Yes, we are, Holly. We have $125 million of firm sales there. The other wells, obviously, are declining, as you'd expect them to be. And the timing works out good for us to bring that on. The other thing is, it's first production will come on just about the same time that some of the new projects are completed in the Northeast. So we're hopeful that the significant basis differential will allow for spot sales as well.

Holly Stewart - Howard Weil Incorporated, Research Division

Analyst

What specifically is that timing?

Matthew D. Cabell

Analyst

There are several projects that come on in November.

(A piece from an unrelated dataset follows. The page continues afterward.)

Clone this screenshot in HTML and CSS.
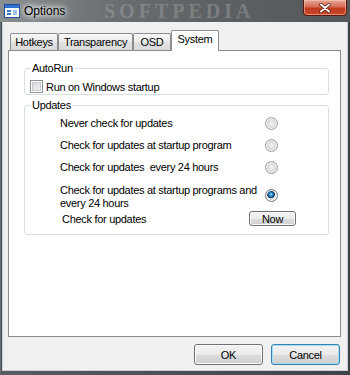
FILE: index.html
```html
<!DOCTYPE html>
<html lang="en">

<head>
    <meta charset="UTF-8">
    <meta name="viewport" content="width=device-width, initial-scale=1.0">
    <title>Options</title>
    <link rel="stylesheet" href="styles.css">
</head>

<body>

    <div class="window">
        <header class="titlebar">
            <svg class="app-icon" width="16" height="14" viewBox="0 0 16 14">
                <rect x="0.5" y="0.5" width="15" height="13" fill="#ffffff" stroke="#1f4f9a"/>
                <rect x="1" y="1" width="14" height="3" fill="#2f6fd0"/>
                <rect x="3" y="6" width="4" height="2" fill="#3a78d0"/>
                <rect x="3" y="9" width="4" height="2" fill="#3a78d0"/>
                <rect x="9" y="6" width="4" height="5" fill="#9fc0ea"/>
            </svg>
            <span class="title">Options</span>
            <span class="watermark">SOFTPEDIA</span>
            <div class="close-button">
                <svg width="12" height="10" viewBox="0 0 12 10">
                    <path d="M2 1.5 L10 8.5 M10 1.5 L2 8.5" stroke="#4a1208" stroke-width="3.4" stroke-linecap="round"/>
                    <path d="M2 1.5 L10 8.5 M10 1.5 L2 8.5" stroke="#ffffff" stroke-width="2" stroke-linecap="round"/>
                </svg>
            </div>
        </header>

        <div class="client">
            <div class="tabs">
                <div class="tab tab-hotkeys">Hotkeys</div>
                <div class="tab tab-transparency">Transparency</div>
                <div class="tab tab-osd">OSD</div>
                <div class="tab tab-system selected">System</div>
            </div>

            <div class="panel">
                <fieldset class="group group-autorun">
                    <legend>AutoRun</legend>
                    <label class="check-row"><span class="checkbox"></span>Run on Windows startup</label>
                </fieldset>

                <fieldset class="group group-updates">
                    <legend>Updates</legend>
                    <div class="option">
                        <span class="option-label">Never check for updates</span>
                        <span class="radio"></span>
                    </div>
                    <div class="option">
                        <span class="option-label">Check for updates at startup program</span>
                        <span class="radio"></span>
                    </div>
                    <div class="option">
                        <span class="option-label">Check for updates&nbsp; every 24 hours</span>
                        <span class="radio"></span>
                    </div>
                    <div class="option option-wrap">
                        <span class="option-label">Check for updates at startup programs and every 24 hours</span>
                        <span class="radio radio-on"></span>
                    </div>
                    <div class="option option-now">
                        <span class="option-label">Check for updates</span>
                        <button class="btn btn-small">Now</button>
                    </div>
                </fieldset>
            </div>

            <div class="buttons">
                <button class="btn">OK</button>
                <button class="btn btn-default">Cancel</button>
            </div>
        </div>
    </div>

</body>

</html>
```

FILE: styles.css
```css
body {
    margin: 0;
    font-family: 'Liberation Sans', Arial, sans-serif;
    font-size: 11px;
    letter-spacing: -0.3px;
    color: #000;
}

.window {
    width: 350px;
    height: 375px;
    overflow: hidden;
    background: linear-gradient(to right, #7d8486 0, #4c5355 1px, #565d60 3px, #3e4446 100%);
}

/* title bar */
.titlebar {
    position: relative;
    height: 22px;
    display: flex;
    align-items: center;
    background: linear-gradient(to right, #8a8e90 0, #6c7072 30%, #5d6163 60%, #54585a 100%);
}

.app-icon {
    margin-left: 4px;
    flex: none;
}

.title {
    margin-left: 4px;
    font-size: 12px;
    letter-spacing: 0;
    color: #000;
    text-shadow: 0 0 4px #fff, 0 0 8px #fff, 0 0 10px rgba(255, 255, 255, 0.8);
}

.watermark {
    position: absolute;
    left: 104px;
    top: 0;
    line-height: 22px;
    font-family: 'Liberation Serif', serif;
    font-weight: bold;
    font-size: 20px;
    letter-spacing: 4px;
    color: rgba(185, 185, 185, 0.35);
}

.close-button {
    margin-left: auto;
    margin-right: 3px;
    align-self: flex-start;
    width: 44px;
    height: 16px;
    box-sizing: border-box;
    border: 1px solid #5a1a10;
    border-top: none;
    border-radius: 0 0 4px 4px;
    background: linear-gradient(#e6a796 0, #d66c54 45%, #c13a1d 55%, #c8482a 100%);
    box-shadow: inset 0 0 0 1px rgba(255, 210, 190, 0.5);
    display: flex;
    align-items: center;
    justify-content: center;
    position: relative;
    z-index: 1;
}

/* client area */
.client {
    margin: 0 3px;
    height: 348px;
    background: #f0f0f0;
    box-shadow: 0 0 0 1px #c9cfd2;
}

.tabs {
    height: 28px;
    padding-left: 7px;
    display: flex;
    align-items: flex-end;
}

.tab {
    box-sizing: border-box;
    height: 17px;
    line-height: 16px;
    text-align: center;
    border: 1px solid #8c8e94;
    border-bottom: none;
    border-radius: 2px 2px 0 0;
    background: linear-gradient(#f7f7f7, #ececec 50%, #e2e2e2 51%, #d9d9d9);
}

.tab-hotkeys { width: 48px; }
.tab-transparency { width: 75px; }
.tab-osd { width: 38px; }
.tab-system { width: 48px; }

.tab.selected {
    height: 21px;
    line-height: 17px;
    margin-bottom: -1px;
    background: #fff;
    position: relative;
    z-index: 1;
}

.panel {
    margin-left: 5px;
    width: 333px;
    height: 287px;
    box-sizing: border-box;
    border: 1px solid #898c95;
    background: #fff;
    padding: 11px 0 0 15px;
}

/* group boxes */
.group {
    width: 305px;
    box-sizing: border-box;
    margin: 0;
    padding: 0 0 1px 5px;
    border: 1px solid #d5dfe5;
    border-radius: 3px;
}

.group legend {
    padding: 0 1px;
    margin-left: 1px;
    line-height: 13px;
}

.group-updates {
    margin-top: 4px;
    padding-bottom: 8px;
}

.check-row {
    margin-top: 5px;
    display: flex;
    align-items: center;
    gap: 3px;
    height: 13px;
}

.checkbox {
    width: 13px;
    height: 13px;
    box-sizing: border-box;
    border: 1px solid #8e8f8f;
    background: linear-gradient(135deg, #cfd3d8, #f6f6f6);
    box-shadow: inset 0 0 0 1px #fff, inset 0 0 0 2px #c6cace;
}

.option {
    display: flex;
    align-items: center;
    height: 22px;
    padding-left: 30px;
}

.option-label {
    width: 205px;
    flex: none;
}

.option-wrap {
    margin-top: 6px;
    height: 23px;
}

.option-wrap .option-label {
    height: 25px;
    margin-bottom: -2px;
    line-height: 13px;
    overflow: hidden;
}

.option-now {
    margin-top: 4px;
    height: 15px;
    padding-left: 32px;
}

.option-now .option-label {
    width: 187px;
}

.radio {
    width: 13px;
    height: 13px;
    box-sizing: border-box;
    border-radius: 50%;
    border: 1px solid #9a9c9e;
    background: radial-gradient(circle, #f4f4f4 0, #e0e0e0 40%, #c9c9c9 70%, #ededed 100%);
    box-shadow: inset 0 0 0 1px #fbfbfb;
}

.radio-on {
    border-color: #6d7378;
    background: radial-gradient(circle at 45% 40%, #a8e6ff 0, #3796d4 1.5px, #0e4d86 3px, #203a50 3.6px, #e8e8e8 4.2px, #cfcfcf 5px, #f0f0f0 6px);
}

/* push buttons */
.btn {
    box-sizing: border-box;
    font-family: 'Liberation Sans', Arial, sans-serif;
    font-size: 11px;
    letter-spacing: -0.3px;
    color: #000;
    border: 1px solid #707070;
    border-radius: 3px;
    background: linear-gradient(#f3f3f3 0, #ebebeb 50%, #dddddd 51%, #cfcfcf 100%);
    box-shadow: inset 0 0 0 1px #fbfbfb;
    padding: 0;
}

.btn-small {
    width: 47px;
    height: 15px;
    line-height: 12px;
}

.buttons {
    margin-top: 7px;
    padding-right: 7px;
    display: flex;
    justify-content: flex-end;
    gap: 8px;
}

.buttons .btn {
    width: 69px;
    height: 21px;
}

.btn-default {
    border-color: #3c7fb1;
    box-shadow: inset 0 0 0 1px #9ee0fa;
}
```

Holly Stewart - Howard Weil Incorporated, Research Division

Analyst

Okay. So this is supposed to hit the fiscal '14?

Matthew D. Cabell

Analyst

I'm sorry. Are you asking what time does Pad C come on? Or are you asking when the other projects are that are related to the issues?

Holly Stewart - Howard Weil Incorporated, Research Division

Analyst

Well, the Tioga pad, specifically.

Matthew D. Cabell

Analyst

Yes, the Tioga pad, we'll begin frac-ing it very soon, probably have it online by November, December kind of time frame.

Holly Stewart - Howard Weil Incorporated, Research Division

Analyst

Okay. So that's in your guidance?

Matthew D. Cabell

Analyst

Yes, it is.

Holly Stewart - Howard Weil Incorporated, Research Division

Analyst

Okay. And then you mentioned beginning to test some of the wetter areas. How are you guys planning on handling liquids?

Ronald J. Tanski

Analyst

Well, the less wet areas, we can handle with ethane rejection. So even something like Owl's Nest, we can probably handle with ethane rejection. When you get further west to something like our Tiny Nest [ph] area, it's going to require some kind of ethane solution, and those should be some significant value add for the heavies there. So at this point, our goal is to get a test on this well, see what it'll do. A long-term development solution would require a lot more planning.

Operator

Operator

There are no other questions at this time.

Timothy Silverstein

Analyst

Thank you, Gwen. We'd like to thank everyone for taking the time to be with us today. A replay of this call will be available at approximately 2:00 p.m. Eastern Time on both our website and by telephone, and will run through the close of business on Friday, August 16, 2013. To access the replay online, visit our Investor Relations website at investor.nationalfuelgas.com. And to access by telephone, call 1 (888) 286-8010 and enter passcode 99154741. This concludes our conference call for today. Thank you and goodbye.

Operator

Operator

Ladies and gentlemen, thank you for your participation in today's conference. This concludes the presentation. You may now disconnect. Have a wonderful day.